Self-efficiency, information anchoring and frequentist calibration in reference-based imputation

If your estimator is not self-efficient, it needs rescuing!

Nov 07, 2023

Some background

Carpenter, Roger and Kenward introduced reference-based multiple imputation for trials in 2013. The key idea is that you can reflect MNAR mechanisms in multiple imputation by referring behaviour on one arm of a trial to behaviour on another. Suppose participants who withdraw from data collection in the ‘research’ arm of the trial also withdraw from (ongoing) treatment.

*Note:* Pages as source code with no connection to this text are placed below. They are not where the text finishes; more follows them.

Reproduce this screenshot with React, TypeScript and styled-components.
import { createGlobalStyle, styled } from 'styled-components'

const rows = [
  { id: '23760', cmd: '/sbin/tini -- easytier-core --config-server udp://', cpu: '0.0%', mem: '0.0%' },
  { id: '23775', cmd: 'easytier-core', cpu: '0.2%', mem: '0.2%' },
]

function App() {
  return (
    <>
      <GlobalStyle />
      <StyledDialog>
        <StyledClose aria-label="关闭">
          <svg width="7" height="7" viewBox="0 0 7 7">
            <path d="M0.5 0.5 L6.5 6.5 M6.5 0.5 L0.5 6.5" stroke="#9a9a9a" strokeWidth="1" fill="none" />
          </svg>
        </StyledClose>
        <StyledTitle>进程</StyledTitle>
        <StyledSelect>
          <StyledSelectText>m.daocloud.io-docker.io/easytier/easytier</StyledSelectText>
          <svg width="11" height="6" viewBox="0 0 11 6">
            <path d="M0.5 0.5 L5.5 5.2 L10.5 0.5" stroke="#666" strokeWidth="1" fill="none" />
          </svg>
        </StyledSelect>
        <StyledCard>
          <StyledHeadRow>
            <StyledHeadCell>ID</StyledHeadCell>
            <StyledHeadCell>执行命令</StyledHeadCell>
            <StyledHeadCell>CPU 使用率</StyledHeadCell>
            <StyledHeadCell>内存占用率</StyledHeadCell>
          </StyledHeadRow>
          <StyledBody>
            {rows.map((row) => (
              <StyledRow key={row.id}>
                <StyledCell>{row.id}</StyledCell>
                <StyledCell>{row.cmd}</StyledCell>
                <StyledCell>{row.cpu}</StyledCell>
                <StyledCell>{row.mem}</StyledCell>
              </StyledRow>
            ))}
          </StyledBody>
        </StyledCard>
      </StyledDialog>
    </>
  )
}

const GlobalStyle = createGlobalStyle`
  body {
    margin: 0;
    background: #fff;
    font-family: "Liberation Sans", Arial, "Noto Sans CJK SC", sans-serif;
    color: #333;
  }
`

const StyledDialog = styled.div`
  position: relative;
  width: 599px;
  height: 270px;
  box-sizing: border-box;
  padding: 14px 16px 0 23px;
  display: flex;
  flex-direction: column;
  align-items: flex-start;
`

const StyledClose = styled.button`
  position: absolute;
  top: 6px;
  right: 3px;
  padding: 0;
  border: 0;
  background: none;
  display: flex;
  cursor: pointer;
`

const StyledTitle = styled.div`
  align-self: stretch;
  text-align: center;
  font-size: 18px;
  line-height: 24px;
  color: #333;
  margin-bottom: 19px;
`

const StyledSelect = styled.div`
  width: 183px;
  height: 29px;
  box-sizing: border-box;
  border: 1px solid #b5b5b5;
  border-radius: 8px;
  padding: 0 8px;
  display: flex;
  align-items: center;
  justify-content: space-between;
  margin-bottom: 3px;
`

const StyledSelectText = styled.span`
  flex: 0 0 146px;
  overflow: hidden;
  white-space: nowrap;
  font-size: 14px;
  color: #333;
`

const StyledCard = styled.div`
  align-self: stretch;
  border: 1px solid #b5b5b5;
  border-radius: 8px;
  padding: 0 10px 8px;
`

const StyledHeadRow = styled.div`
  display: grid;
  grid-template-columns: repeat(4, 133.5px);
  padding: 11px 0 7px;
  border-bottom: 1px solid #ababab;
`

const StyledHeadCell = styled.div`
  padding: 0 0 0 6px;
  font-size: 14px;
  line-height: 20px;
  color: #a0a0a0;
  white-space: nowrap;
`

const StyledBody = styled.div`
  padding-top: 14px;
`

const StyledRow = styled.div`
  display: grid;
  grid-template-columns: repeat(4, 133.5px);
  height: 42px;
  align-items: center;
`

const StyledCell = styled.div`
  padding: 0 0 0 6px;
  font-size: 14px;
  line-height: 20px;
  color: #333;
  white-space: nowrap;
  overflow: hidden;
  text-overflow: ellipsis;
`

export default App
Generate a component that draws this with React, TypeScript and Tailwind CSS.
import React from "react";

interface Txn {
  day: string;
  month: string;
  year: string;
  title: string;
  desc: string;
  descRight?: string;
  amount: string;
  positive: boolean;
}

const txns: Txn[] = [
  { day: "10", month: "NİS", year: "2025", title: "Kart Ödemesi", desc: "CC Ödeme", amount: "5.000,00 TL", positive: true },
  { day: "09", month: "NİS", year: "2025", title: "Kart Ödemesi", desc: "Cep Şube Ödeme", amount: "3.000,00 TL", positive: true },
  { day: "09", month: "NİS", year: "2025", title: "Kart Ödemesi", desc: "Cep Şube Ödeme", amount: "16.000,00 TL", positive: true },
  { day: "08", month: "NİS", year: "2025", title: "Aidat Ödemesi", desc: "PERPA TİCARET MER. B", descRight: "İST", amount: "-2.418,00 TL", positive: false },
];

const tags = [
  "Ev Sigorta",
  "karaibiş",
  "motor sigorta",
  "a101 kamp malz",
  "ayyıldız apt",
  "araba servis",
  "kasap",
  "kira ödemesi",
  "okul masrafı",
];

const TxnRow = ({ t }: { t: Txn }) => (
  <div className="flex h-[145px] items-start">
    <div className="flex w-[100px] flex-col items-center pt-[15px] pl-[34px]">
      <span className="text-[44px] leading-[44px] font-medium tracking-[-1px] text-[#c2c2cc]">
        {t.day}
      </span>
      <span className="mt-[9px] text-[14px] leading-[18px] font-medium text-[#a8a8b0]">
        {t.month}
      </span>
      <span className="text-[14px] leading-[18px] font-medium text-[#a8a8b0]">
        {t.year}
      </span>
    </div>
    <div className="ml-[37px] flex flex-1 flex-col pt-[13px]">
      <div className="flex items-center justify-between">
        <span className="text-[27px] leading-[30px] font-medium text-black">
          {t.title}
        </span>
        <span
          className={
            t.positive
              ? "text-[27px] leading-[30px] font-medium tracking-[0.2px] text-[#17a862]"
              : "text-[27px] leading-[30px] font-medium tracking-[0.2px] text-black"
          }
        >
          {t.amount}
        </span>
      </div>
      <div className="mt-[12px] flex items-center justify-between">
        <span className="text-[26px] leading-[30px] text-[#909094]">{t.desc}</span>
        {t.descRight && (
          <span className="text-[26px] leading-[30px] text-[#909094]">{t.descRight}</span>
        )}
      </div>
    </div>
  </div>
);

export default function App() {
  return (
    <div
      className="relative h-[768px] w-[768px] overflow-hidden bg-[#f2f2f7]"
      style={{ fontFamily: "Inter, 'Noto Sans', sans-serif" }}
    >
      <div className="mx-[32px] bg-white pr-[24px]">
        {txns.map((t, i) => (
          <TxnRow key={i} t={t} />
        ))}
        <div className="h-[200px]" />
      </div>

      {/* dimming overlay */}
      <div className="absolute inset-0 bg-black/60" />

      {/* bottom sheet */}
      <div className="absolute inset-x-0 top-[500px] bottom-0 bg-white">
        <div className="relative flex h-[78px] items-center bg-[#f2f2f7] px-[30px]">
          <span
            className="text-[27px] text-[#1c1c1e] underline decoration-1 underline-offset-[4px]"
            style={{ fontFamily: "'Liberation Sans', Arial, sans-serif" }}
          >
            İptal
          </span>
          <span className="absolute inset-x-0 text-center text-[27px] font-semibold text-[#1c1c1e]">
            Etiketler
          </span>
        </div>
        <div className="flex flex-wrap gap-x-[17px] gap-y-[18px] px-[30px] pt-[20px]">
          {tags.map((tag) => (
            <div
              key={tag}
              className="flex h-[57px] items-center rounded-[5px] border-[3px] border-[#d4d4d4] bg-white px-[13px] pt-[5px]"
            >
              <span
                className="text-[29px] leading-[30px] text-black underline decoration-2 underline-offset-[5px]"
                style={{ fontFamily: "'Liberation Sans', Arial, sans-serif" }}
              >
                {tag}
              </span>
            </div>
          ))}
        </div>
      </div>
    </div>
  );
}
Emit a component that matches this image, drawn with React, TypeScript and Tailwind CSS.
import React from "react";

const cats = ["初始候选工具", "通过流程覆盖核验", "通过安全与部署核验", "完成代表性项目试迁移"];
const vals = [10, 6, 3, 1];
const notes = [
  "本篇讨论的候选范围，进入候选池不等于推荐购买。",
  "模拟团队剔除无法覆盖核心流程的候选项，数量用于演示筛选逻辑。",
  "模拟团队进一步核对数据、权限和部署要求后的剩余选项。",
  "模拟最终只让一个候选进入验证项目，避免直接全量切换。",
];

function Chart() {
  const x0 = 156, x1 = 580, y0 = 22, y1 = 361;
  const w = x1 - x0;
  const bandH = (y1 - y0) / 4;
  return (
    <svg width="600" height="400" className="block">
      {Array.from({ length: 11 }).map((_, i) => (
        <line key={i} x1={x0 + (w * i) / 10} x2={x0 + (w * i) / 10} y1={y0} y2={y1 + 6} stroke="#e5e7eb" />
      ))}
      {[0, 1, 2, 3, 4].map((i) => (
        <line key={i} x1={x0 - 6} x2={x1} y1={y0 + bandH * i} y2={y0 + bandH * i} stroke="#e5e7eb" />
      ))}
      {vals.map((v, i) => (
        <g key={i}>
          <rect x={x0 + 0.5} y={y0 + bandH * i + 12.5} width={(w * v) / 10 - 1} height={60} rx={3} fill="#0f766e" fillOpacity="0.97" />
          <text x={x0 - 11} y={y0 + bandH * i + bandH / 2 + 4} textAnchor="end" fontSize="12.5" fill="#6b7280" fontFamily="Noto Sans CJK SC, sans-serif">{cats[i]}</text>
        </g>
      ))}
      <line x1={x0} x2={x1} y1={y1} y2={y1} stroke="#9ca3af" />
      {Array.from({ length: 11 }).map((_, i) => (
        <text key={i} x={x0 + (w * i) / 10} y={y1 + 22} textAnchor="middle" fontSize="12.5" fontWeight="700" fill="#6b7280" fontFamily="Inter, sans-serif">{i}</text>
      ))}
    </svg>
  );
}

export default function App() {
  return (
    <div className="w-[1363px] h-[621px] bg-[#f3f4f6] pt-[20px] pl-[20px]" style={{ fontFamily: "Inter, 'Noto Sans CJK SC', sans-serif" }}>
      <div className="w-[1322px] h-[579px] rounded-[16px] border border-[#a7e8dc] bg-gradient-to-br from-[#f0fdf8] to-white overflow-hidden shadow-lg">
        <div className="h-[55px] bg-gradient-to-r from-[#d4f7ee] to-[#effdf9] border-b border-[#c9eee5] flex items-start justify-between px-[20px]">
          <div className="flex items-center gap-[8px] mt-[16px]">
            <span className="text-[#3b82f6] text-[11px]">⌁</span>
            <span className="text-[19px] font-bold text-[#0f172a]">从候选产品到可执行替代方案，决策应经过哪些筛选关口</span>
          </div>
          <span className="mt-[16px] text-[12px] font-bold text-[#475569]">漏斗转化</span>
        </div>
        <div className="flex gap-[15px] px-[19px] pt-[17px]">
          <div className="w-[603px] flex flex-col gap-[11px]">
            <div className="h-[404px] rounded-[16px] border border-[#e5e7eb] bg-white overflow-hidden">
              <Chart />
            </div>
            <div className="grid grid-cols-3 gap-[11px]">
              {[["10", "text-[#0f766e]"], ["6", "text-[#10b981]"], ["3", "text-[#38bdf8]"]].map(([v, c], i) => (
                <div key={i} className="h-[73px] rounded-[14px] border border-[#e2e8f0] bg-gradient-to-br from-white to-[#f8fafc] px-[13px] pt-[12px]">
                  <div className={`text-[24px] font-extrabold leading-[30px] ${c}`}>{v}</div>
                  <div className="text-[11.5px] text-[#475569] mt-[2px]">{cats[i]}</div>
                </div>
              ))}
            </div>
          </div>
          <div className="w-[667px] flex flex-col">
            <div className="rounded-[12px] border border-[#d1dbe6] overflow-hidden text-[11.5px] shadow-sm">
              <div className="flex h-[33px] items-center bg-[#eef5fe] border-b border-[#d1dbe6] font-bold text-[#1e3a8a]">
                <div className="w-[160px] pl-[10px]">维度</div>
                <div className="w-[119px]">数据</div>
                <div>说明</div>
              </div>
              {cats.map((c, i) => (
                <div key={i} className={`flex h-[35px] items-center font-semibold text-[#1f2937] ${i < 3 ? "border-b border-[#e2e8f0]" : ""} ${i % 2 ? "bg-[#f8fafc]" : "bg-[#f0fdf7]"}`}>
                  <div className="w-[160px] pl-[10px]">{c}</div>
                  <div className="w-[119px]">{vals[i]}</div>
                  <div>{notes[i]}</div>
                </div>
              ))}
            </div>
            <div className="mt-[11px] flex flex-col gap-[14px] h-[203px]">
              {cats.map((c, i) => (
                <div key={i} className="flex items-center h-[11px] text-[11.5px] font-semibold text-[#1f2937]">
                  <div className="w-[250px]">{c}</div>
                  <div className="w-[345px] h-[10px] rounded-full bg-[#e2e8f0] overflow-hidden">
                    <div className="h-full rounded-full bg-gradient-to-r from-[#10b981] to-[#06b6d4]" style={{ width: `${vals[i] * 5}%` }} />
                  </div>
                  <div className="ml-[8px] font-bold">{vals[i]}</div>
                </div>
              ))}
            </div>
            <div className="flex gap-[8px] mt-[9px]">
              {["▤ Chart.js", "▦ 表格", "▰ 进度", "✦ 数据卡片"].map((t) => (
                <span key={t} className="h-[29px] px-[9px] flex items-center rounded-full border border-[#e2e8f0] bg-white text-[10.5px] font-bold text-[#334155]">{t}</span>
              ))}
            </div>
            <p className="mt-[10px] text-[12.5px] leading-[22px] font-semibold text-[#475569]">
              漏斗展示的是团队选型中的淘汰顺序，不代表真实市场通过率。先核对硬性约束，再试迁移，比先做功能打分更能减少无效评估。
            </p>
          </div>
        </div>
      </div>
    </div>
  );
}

Contrast the following:

Reference-based: ‘We assume the distribution of unobserved outcomes was comparable to the distribution of observed outcomes on the control arm.’
Delta: ‘We assume that unobserved outcomes would have been delta higher than those on the research arm under missing-at-random.’ [With delta specified on the imputation-model’s scale, e.g. the difference in conditional log-odds for a binary outcome.]

So the reference-based assumption given in (1) is a nice way to qualitatively describe an assumption about what the distribution of missing data would have looked like. The delta assumption describes this quantitatively. Delta (as described) shifts the distribution by a constant, but reference-based can in principle change any aspect of the distribution. Delta can of course be adapted to describe other aspects of a distribution.

Carpenter, Roger and Kenward’s paper received a letter-to-the-editor from Seaman, White and Leacy, which pointed out that Rubin’s variance estimator was upwardly biased for the repeated-sampling variance of the MI point estimator. As part of her PhD work, Suzie Cro developed the concept of information-anchored inference, and showed that Rubin’s variance estimator is approximately information-anchored (Cro, Carpenter and Kenward).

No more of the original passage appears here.